● **EXERCISE TASK**
Scan the records for the word "code". Copy each line that includes it.

(Collection entries)
○ ○ ○
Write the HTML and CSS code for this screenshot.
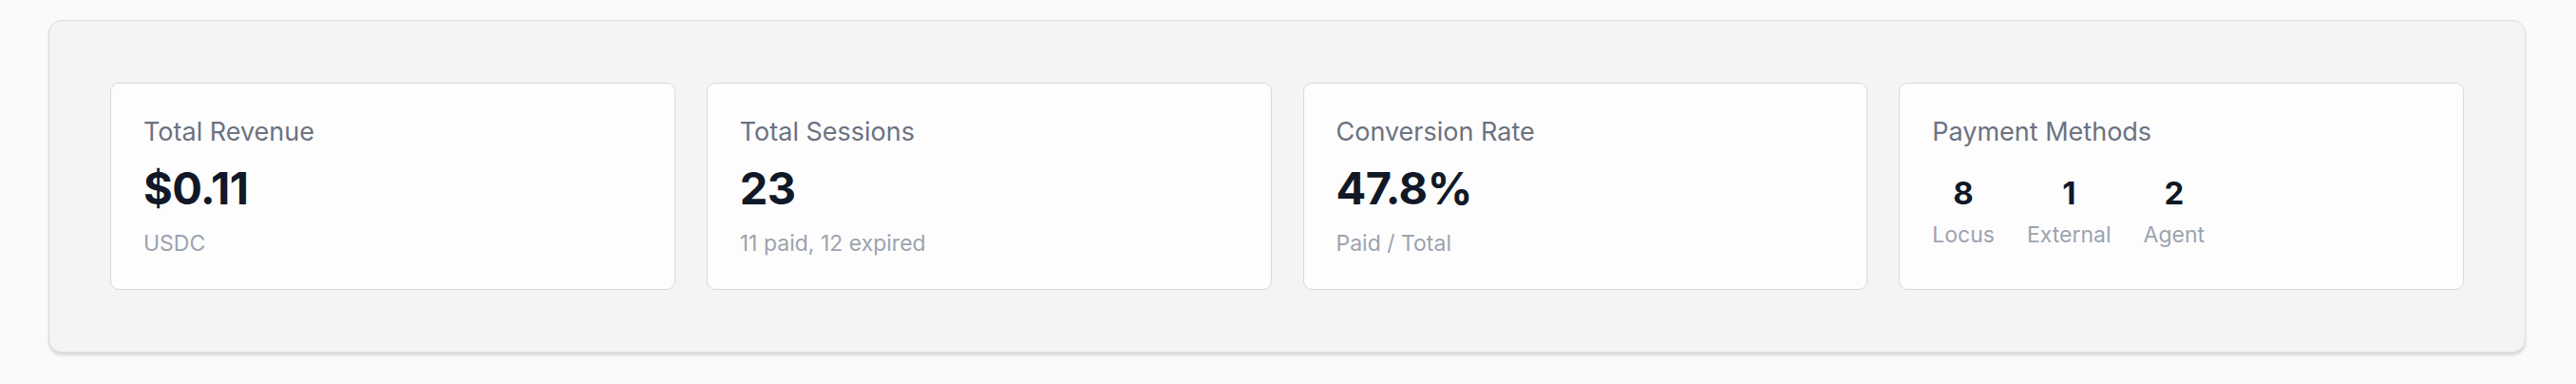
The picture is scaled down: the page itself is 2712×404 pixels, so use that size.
FILE: index.html
```html
<!DOCTYPE html>
<html lang="en">
<head>
    <meta charset="UTF-8">
    <meta name="viewport" content="width=device-width, initial-scale=1.0">
    <title>Checkout stats</title>
    <link rel="stylesheet" href="styles.css">
</head>
<body>
    <div class="page">
        <div class="panel">
            <div class="stats">
                <div class="card">
                    <div class="label">Total Revenue</div>
                    <div class="value">$0.11</div>
                    <div class="sub">USDC</div>
                </div>
                <div class="card">
                    <div class="label">Total Sessions</div>
                    <div class="value">23</div>
                    <div class="sub">11 paid, 12 expired</div>
                </div>
                <div class="card">
                    <div class="label">Conversion Rate</div>
                    <div class="value">47.8%</div>
                    <div class="sub">Paid / Total</div>
                </div>
                <div class="card">
                    <div class="label">Payment Methods</div>
                    <div class="methods">
                        <div class="method">
                            <div class="method-num">8</div>
                            <div class="method-name">Locus</div>
                        </div>
                        <div class="method">
                            <div class="method-num">1</div>
                            <div class="method-name">External</div>
                        </div>
                        <div class="method">
                            <div class="method-num">2</div>
                            <div class="method-name">Agent</div>
                        </div>
                    </div>
                </div>
            </div>
        </div>
    </div>
</body>
</html>
```

FILE: styles.css
```css
body{
    margin: 0;
    background-color: #fafafa;
    font-family: Inter, "Noto Sans", sans-serif;
}
.page{
    padding: 21px 53px 30px 51px;
}
.panel{
    background-color: #f4f4f6;
    border: 1px solid #dcdcdf;
    border-radius: 14px;
    box-shadow: 0 3px 3px rgba(0, 0, 0, 0.13);
    padding: 65px 64px;
}
.stats{
    display: grid;
    grid-template-columns: repeat(4, 1fr);
    gap: 33px;
}
.card{
    height: 218px;
    box-sizing: border-box;
    background-color: #fdfdfd;
    border: 1px solid #d9d9dc;
    border-radius: 9px;
    padding: 35px 34px 0;
}
.card .label{
    font-size: 27px;
    line-height: 32px;
    color: #6b7280;
}
.card .value{
    margin-top: 16px;
    font-size: 47px;
    line-height: 54px;
    font-weight: 700;
    color: #111827;
    letter-spacing: -0.5px;
}
.card .sub{
    margin-top: 16px;
    font-size: 23px;
    line-height: 30px;
    color: #9ca3af;
}
.methods{
    display: flex;
    gap: 34px;
    margin-top: 28px;
}
.method{
    text-align: center;
}
.method .method-num{
    font-size: 33px;
    line-height: 40px;
    font-weight: 700;
    color: #111827;
}
.method .method-name{
    margin-top: 9px;
    font-size: 23px;
    line-height: 30px;
    color: #9ca3af;
}
```
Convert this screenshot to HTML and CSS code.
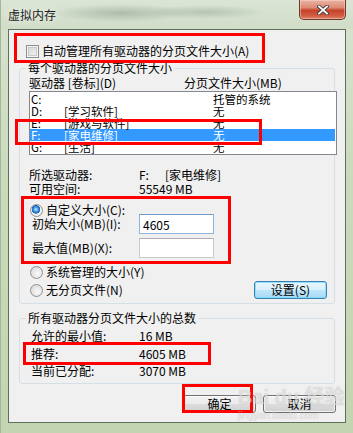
FILE: index.html
```html
<!DOCTYPE html>
<html lang="zh-CN">
<head>
  <meta charset="UTF-8">
  <meta name="viewport" content="width=device-width, initial-scale=1.0">
  <title>虚拟内存</title>
  <link rel="stylesheet" href="styles.css">
</head>
<body>

  <div class="window">
    <div class="titlebar">
      <span class="title">虚拟内存</span>
      <span class="close-btn">
        <svg width="12" height="10" viewBox="0 0 12 10">
          <path d="M2 1.5 L10 8.5 M10 1.5 L2 8.5" stroke="#3b3b3b" stroke-width="3.6" stroke-linecap="square"/>
          <path d="M2 1.5 L10 8.5 M10 1.5 L2 8.5" stroke="#ffffff" stroke-width="1.8" stroke-linecap="square"/>
        </svg>
      </span>
    </div>

    <div class="client">
      <div class="check-row">
        <span class="checkbox"></span>
        <span>自动管理所有驱动器的分页文件大小(A)</span>
      </div>

      <fieldset class="group">
        <legend>每个驱动器的分页文件大小</legend>
        <div class="group-body drives">
          <div class="list-head">
            <span class="head-drive">驱动器 [卷标](D)</span>
            <span>分页文件大小(MB)</span>
          </div>

          <div class="listbox">
            <div class="row"><span class="drive">C:</span><span class="vol"></span><span>托管的系统</span></div>
            <div class="row"><span class="drive">D:</span><span class="vol">[学习软件]</span><span>无</span></div>
            <div class="row"><span class="drive">E:</span><span class="vol">[游戏与软件]</span><span>无</span></div>
            <div class="row selected"><span class="drive">F:</span><span class="vol">[家电维修]</span><span>无</span></div>
            <div class="row"><span class="drive">G:</span><span class="vol">[生活]</span><span>无</span></div>
          </div>

          <div class="info">
            <div class="pair"><span class="key">所选驱动器:</span><span class="letter">F:</span><span>[家电维修]</span></div>
            <div class="pair"><span class="key">可用空间:</span><span>55549 MB</span></div>
          </div>

          <div class="radio-row custom"><span class="radio checked"></span>自定义大小(C):</div>
          <div class="field first">
            <label for="initSize">初始大小(MB)(I):</label>
            <input type="text" id="initSize" class="focused" value="4605">
          </div>
          <div class="field second">
            <label for="maxSize">最大值(MB)(X):</label>
            <input type="text" id="maxSize" value="">
          </div>
          <div class="radio-row system"><span class="radio"></span>系统管理的大小(Y)</div>
          <div class="last-row">
            <div class="radio-row"><span class="radio"></span>无分页文件(N)</div>
            <button type="button" class="btn btn-set">设置(S)</button>
          </div>
        </div>
      </fieldset>

      <fieldset class="group totals">
        <legend>所有驱动器分页文件大小的总数</legend>
        <div class="group-body">
          <div class="pair"><span class="key">允许的最小值:</span><span>16 MB</span></div>
          <div class="pair rec"><span class="key">推荐:</span><span>4605 MB</span></div>
          <div class="pair cur"><span class="key">当前已分配:</span><span>3070 MB</span></div>
        </div>
      </fieldset>

      <div class="buttons">
        <button type="button" class="btn">确定</button>
        <button type="button" class="btn">取消</button>
      </div>
    </div>

    <!-- red annotation boxes -->
    <div class="mark mark-1"></div>
    <div class="mark mark-2"></div>
    <div class="mark mark-3"></div>
    <div class="mark mark-4"></div>
    <div class="mark mark-5"></div>

    <div class="watermark">
      <span class="wm-big">Bai du 经验</span>
      <span class="wm-small">jingyan.baidu.com</span>
    </div>
  </div>

</body>
</html>
```

FILE: styles.css
```css
* {
  box-sizing: border-box;
}

body {
  margin: 0;
  font-family: "Noto Sans CJK SC", "Noto Sans", sans-serif;
  font-size: 12px;
  color: #000;
  background: #c6d7b7;
}

.window {
  position: relative;
  width: 353px;
  height: 433px;
  overflow: hidden;
  background: linear-gradient(to bottom, #d8e3d1 0%, #cadbbc 40%, #c2d4b1 100%);
  border-left: 1px solid #a5b79b;
}

/* title bar */
.titlebar {
  display: flex;
  justify-content: space-between;
  align-items: flex-start;
  height: 29px;
  padding: 0 7px 0 7px;
  background:
    radial-gradient(ellipse 70px 9px at 120px 13px, rgba(70, 90, 80, 0.28), transparent),
    radial-gradient(ellipse 60px 7px at 205px 12px, rgba(70, 90, 80, 0.22), transparent),
    linear-gradient(to bottom, #dbe5d5, #d0ddc7);
}

.title {
  margin-top: 8px;
  line-height: 14px;
  font-size: 12px;
  color: #1b1b1b;
  text-shadow: 0 0 6px rgba(255, 255, 255, 0.9);
}

.close-btn {
  display: flex;
  justify-content: center;
  align-items: center;
  width: 47px;
  height: 20px;
  border: 1px solid #6d3a30;
  border-top: none;
  border-radius: 0 0 5px 5px;
  background: linear-gradient(to bottom, #ebb5a6 0%, #dc8a73 40%, #c5432a 55%, #cf5a3f 80%, #dd8066 100%);
  box-shadow: inset 0 0 0 1px rgba(255, 220, 210, 0.45);
}

/* client area */
.client {
  height: 394px;
  margin: 0 7px;
  background: #f0f0f0;
  border: 1px solid #5f6f5a;
}

.check-row {
  display: flex;
  align-items: center;
  gap: 3px;
  height: 14px;
  margin-top: 14px;
  padding-left: 17px;
  line-height: 14px;
}

.checkbox {
  width: 13px;
  height: 13px;
  border: 1px solid #8e8f8f;
  background: linear-gradient(135deg, #d2d2d2, #f6f6f6);
  box-shadow: inset 0 0 0 1px #f4f4f4, inset 0 0 0 2px #c9c9c9;
}

/* group boxes */
.group {
  width: 316px;
  min-inline-size: 0;
  margin: 3px 0 0 10px;
  padding: 0;
  border: 1px solid #d5dfe5;
  border-radius: 3px;
}

.group legend {
  margin-left: 6px;
  padding: 0 2px;
  height: 14px;
  line-height: 14px;
}

.group-body {
  line-height: 14px;
}

.drives {
  padding: 1px 0 4px 9px;
}

.list-head {
  display: flex;
  height: 14px;
}

.head-drive {
  width: 155px;
}

.listbox {
  width: 308px;
  height: 64px;
  margin-top: 1px;
  padding: 1px 1px 1px 0;
  background: #fff;
  border: 1px solid #828790;
}

.row {
  display: flex;
  height: 12px;
  padding-left: 1px;
  font-size: 11.5px;
  line-height: 12px;
  white-space: nowrap;
}

.row.selected {
  background: #3399ff;
  color: #fff;
}

.drive {
  width: 33px;
}

.vol {
  width: 149px;
}

.info {
  margin-top: 13px;
}

.pair {
  display: flex;
  height: 14px;
}

.drives .key {
  width: 110px;
}

.letter {
  width: 26px;
}

.radio-row {
  display: flex;
  align-items: center;
  gap: 3px;
  height: 14px;
  padding-left: 1px;
}

.radio {
  width: 13px;
  height: 13px;
  border: 1px solid #8e8f8f;
  border-radius: 50%;
  background: radial-gradient(circle at 60% 60%, #fafafa 0%, #dedede 70%, #cfcfcf 100%);
}

.radio.checked {
  background:
    radial-gradient(circle at 45% 40%, #cfeeff 0px, #4aa3e8 2px, #1d5fb3 4px, transparent 4.5px),
    radial-gradient(circle, #ffffff 0%, #e6e6e6 100%);
}

.custom {
  margin-top: 7px;
}

.field {
  display: flex;
  align-items: center;
  height: 20px;
  padding-left: 3px;
}

.field.first {
  margin-top: -3px;
}

.field.second {
  margin-top: 4px;
}

.field label {
  width: 107px;
}

.field input {
  width: 75px;
  height: 20px;
  padding: 0 3px;
  border: 1px solid #c9cbd0;
  border-top-color: #abadb3;
  font-family: inherit;
  font-size: 12px;
  background: #fff;
}

.field input.focused {
  border-color: #8cb4de;
  border-top-color: #6e9ccb;
}

.system {
  margin-top: 7px;
}

.last-row {
  display: flex;
  justify-content: space-between;
  align-items: center;
  height: 18px;
  margin-top: 2px;
  padding-right: 7px;
}

/* buttons */
.btn {
  width: 73px;
  height: 18px;
  padding: 0;
  font-family: inherit;
  font-size: 12px;
  line-height: 16px;
  color: #000;
  border: 1px solid #707070;
  border-radius: 3px;
  background: linear-gradient(to bottom, #f2f2f2 0%, #ebebeb 50%, #dddddd 51%, #cfcfcf 100%);
  box-shadow: inset 0 0 0 1px rgba(255, 255, 255, 0.75);
}

.btn-set {
  border-color: #3c7fb1;
  background: linear-gradient(to bottom, #eaf6fd 0%, #d9f0fc 50%, #bee6fd 51%, #a7d9f5 100%);
  box-shadow: inset 0 0 0 1px rgba(120, 220, 255, 0.8);
}

.totals {
  margin-top: 7px;
}

.totals .group-body {
  padding: 4px 0 5px 11px;
}

.totals .key {
  width: 108px;
}

.totals .rec {
  margin-top: 4px;
}

.totals .cur {
  margin-top: 3px;
}

.buttons {
  display: flex;
  justify-content: flex-end;
  gap: 7px;
  margin-top: 11px;
  padding-right: 9px;
}

/* red annotation overlays */
.mark {
  position: absolute;
  border: 3px solid #ff0000;
}

.mark-1 { left: 13px; top: 33px; width: 251px; height: 30px; }
.mark-2 { left: 14px; top: 119px; width: 247px; height: 26px; }
.mark-3 { left: 20px; top: 196px; width: 210px; height: 68px; }
.mark-4 { left: 22px; top: 342px; width: 188px; height: 23px; }
.mark-5 { left: 181px; top: 384px; width: 71px; height: 29px; }

/* faint site watermark */
.watermark {
  position: absolute;
  left: 237px;
  top: 385px;
  display: flex;
  flex-direction: column;
  align-items: flex-start;
  color: rgba(255, 255, 255, 0.5);
  text-shadow: 0 0 1px rgba(110, 110, 110, 0.4);
  white-space: nowrap;
  pointer-events: none;
}

.wm-big {
  height: 25px;
  font-family: "Liberation Sans", "Noto Sans CJK SC", sans-serif;
  font-size: 20px;
  font-weight: bold;
  line-height: 25px;
}

.wm-small {
  height: 12px;
  font-family: "Liberation Sans", sans-serif;
  font-size: 10px;
  line-height: 12px;
}
```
○ ○ ○
● **COMPLETE ANSWER**
Write the HTML and CSS code for this screenshot.
Convert this screenshot to HTML and CSS code.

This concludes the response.